## DIRECTIONS
Keep every line where the word "this" appears; drop the rest.

** BEGIN PROVIDED DATA **

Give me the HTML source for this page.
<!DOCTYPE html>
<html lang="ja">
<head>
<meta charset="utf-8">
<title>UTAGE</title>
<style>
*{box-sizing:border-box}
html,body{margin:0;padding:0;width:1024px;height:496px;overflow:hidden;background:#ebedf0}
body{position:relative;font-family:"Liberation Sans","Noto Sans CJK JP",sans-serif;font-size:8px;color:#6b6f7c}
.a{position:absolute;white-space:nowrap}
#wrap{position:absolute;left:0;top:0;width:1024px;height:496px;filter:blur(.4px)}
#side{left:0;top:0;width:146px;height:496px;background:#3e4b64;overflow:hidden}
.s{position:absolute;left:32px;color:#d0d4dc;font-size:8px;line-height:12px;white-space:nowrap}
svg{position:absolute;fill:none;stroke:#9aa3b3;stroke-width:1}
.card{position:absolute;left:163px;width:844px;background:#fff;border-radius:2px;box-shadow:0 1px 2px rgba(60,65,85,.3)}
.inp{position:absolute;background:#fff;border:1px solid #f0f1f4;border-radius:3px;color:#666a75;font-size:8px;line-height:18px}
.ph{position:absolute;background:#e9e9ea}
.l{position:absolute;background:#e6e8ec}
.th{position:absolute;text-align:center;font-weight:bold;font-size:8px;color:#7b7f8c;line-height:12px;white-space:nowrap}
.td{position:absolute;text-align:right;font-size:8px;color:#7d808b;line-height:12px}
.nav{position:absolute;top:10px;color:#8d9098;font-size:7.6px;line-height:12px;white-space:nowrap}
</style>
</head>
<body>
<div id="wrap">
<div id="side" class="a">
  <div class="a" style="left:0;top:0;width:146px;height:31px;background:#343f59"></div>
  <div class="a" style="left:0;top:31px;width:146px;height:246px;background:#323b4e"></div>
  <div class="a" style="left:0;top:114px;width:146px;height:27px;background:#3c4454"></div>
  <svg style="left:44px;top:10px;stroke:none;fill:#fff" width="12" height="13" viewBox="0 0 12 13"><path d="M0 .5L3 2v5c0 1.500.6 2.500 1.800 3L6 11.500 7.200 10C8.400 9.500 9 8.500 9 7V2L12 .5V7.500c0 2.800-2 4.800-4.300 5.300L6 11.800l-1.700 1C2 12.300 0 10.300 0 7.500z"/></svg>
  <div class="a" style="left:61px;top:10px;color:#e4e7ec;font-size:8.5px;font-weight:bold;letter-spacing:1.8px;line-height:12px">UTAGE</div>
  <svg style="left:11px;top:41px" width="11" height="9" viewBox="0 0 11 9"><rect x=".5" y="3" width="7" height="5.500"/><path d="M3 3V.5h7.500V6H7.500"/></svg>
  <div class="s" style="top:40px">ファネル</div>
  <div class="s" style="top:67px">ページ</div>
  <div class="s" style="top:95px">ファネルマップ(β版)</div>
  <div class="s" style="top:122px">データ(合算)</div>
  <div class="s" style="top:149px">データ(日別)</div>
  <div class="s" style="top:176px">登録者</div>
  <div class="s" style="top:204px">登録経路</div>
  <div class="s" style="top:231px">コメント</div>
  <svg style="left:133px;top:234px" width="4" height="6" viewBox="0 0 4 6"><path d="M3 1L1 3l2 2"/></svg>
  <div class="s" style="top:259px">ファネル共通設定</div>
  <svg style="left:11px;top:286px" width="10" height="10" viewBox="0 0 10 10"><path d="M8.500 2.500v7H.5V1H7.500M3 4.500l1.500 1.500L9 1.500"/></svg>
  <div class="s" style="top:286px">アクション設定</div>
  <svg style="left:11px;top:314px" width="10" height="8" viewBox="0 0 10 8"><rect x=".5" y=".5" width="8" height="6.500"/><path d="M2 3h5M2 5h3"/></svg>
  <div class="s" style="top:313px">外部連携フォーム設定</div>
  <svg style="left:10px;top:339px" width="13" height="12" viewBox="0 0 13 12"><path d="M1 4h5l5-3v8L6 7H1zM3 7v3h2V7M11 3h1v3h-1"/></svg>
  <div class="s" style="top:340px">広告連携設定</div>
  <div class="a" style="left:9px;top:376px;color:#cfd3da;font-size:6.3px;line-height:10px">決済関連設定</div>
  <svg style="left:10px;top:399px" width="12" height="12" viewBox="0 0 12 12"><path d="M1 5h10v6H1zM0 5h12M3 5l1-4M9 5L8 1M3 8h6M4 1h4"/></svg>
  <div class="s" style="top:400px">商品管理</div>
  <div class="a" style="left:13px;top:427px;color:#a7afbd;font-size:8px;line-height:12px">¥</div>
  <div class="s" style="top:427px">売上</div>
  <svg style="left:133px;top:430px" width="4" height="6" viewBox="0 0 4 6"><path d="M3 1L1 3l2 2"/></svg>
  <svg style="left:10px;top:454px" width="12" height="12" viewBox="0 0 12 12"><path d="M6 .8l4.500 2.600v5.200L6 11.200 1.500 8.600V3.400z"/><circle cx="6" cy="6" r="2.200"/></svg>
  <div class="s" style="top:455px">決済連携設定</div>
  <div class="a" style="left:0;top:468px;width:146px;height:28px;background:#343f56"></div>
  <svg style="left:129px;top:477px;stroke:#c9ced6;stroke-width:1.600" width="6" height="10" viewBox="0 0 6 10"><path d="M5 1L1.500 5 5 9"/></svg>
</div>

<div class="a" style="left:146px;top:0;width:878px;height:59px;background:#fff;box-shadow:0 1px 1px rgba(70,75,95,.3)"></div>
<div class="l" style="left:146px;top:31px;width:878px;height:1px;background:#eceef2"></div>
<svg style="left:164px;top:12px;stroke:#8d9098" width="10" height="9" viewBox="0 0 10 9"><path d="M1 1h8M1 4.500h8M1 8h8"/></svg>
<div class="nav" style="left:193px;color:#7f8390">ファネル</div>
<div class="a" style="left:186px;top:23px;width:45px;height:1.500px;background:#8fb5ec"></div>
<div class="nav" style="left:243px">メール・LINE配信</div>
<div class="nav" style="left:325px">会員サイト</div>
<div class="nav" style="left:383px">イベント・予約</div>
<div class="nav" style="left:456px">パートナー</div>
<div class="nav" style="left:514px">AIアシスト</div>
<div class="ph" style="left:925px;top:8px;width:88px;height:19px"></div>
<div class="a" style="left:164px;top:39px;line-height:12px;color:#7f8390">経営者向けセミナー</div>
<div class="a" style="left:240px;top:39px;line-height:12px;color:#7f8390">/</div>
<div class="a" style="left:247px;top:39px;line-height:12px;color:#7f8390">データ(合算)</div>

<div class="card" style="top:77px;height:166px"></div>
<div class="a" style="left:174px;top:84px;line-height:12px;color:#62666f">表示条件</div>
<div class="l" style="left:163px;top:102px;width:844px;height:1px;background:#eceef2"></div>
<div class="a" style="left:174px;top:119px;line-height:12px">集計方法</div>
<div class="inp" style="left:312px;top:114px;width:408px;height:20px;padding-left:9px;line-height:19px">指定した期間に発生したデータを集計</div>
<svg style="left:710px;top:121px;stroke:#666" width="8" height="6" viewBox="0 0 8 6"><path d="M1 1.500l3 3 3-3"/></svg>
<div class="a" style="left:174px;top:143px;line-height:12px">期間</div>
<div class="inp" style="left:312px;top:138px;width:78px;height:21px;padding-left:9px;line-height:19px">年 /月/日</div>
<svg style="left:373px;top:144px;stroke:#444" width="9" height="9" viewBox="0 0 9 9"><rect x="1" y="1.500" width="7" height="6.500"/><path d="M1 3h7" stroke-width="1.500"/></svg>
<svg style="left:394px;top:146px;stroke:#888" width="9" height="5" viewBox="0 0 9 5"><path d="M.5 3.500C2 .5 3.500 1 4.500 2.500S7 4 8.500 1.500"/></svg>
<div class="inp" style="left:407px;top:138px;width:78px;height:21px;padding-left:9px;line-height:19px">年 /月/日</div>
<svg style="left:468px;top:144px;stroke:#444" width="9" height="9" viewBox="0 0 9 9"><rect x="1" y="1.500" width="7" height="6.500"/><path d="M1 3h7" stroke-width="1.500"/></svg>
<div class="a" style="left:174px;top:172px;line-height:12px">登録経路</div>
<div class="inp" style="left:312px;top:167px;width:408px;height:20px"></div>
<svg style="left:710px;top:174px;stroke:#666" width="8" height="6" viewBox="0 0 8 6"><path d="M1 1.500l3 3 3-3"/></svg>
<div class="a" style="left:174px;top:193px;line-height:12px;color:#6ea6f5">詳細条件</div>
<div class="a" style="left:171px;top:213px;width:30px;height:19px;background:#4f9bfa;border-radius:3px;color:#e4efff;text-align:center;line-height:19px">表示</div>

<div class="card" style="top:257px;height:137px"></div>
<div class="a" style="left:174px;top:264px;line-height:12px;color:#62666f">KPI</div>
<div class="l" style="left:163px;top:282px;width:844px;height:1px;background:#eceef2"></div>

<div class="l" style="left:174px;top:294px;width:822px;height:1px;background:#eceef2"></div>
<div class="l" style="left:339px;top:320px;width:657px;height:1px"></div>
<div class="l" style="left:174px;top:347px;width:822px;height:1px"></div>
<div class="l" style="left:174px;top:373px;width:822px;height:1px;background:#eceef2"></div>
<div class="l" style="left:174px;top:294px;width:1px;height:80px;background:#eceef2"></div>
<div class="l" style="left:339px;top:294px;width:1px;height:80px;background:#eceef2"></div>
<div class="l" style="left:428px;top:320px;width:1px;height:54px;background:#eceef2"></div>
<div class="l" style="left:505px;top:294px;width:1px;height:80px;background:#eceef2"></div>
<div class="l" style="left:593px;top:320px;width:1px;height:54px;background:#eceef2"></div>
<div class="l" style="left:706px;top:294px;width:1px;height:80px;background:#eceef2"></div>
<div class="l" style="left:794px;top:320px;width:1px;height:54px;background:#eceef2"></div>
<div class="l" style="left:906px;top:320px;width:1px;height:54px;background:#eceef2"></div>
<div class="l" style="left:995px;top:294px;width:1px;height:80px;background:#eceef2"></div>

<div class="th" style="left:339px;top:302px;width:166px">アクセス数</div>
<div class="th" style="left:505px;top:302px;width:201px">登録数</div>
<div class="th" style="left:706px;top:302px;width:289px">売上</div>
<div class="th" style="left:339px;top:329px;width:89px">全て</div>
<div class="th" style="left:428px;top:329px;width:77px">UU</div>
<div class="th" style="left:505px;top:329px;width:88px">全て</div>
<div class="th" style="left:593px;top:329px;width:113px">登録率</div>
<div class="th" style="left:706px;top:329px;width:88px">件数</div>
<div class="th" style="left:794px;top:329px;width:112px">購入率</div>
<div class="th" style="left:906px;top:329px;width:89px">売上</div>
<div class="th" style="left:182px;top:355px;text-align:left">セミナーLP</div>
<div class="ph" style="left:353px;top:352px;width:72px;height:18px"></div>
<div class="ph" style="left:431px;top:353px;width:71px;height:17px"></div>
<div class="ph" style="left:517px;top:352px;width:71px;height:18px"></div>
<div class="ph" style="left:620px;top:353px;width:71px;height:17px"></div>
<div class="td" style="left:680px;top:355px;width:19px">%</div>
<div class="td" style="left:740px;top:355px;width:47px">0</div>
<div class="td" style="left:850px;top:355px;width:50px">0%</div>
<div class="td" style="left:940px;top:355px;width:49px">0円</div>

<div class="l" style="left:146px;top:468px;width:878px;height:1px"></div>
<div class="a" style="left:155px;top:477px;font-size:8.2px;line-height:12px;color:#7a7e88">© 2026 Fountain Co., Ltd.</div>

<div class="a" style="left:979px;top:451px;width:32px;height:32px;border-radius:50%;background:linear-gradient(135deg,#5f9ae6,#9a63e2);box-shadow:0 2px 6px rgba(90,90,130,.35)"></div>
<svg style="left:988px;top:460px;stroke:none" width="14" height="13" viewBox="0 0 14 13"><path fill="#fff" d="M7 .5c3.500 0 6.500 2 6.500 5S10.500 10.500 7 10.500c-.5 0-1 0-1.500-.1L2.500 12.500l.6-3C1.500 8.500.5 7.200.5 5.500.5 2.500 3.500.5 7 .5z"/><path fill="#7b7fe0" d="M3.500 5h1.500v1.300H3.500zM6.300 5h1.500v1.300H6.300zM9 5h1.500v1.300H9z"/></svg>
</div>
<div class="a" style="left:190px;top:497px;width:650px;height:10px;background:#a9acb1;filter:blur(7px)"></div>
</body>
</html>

** END PROVIDED DATA **
** BEGIN PROVIDED DATA **

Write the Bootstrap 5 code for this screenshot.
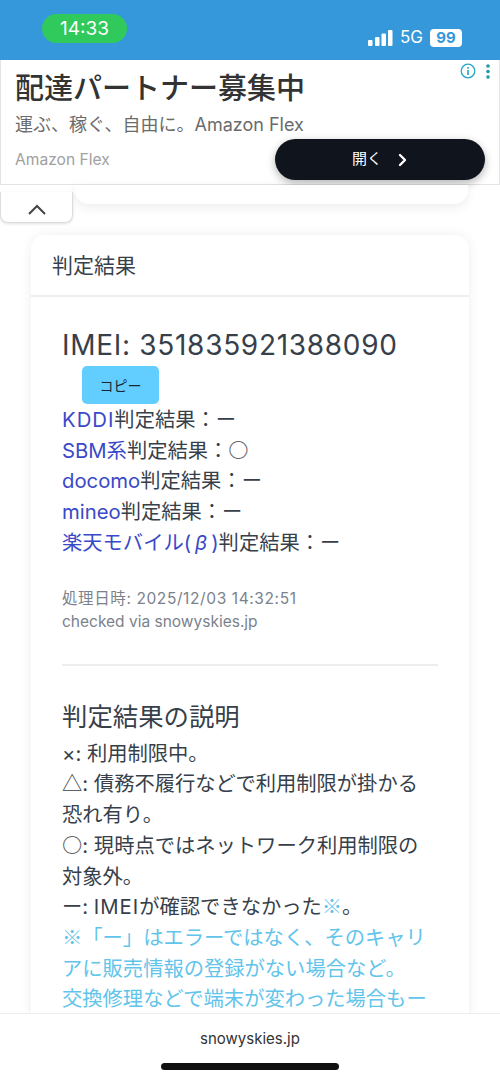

** END PROVIDED DATA **

## THE RESPONSE
Give me the HTML source for this page.
Write the Bootstrap 5 code for this screenshot.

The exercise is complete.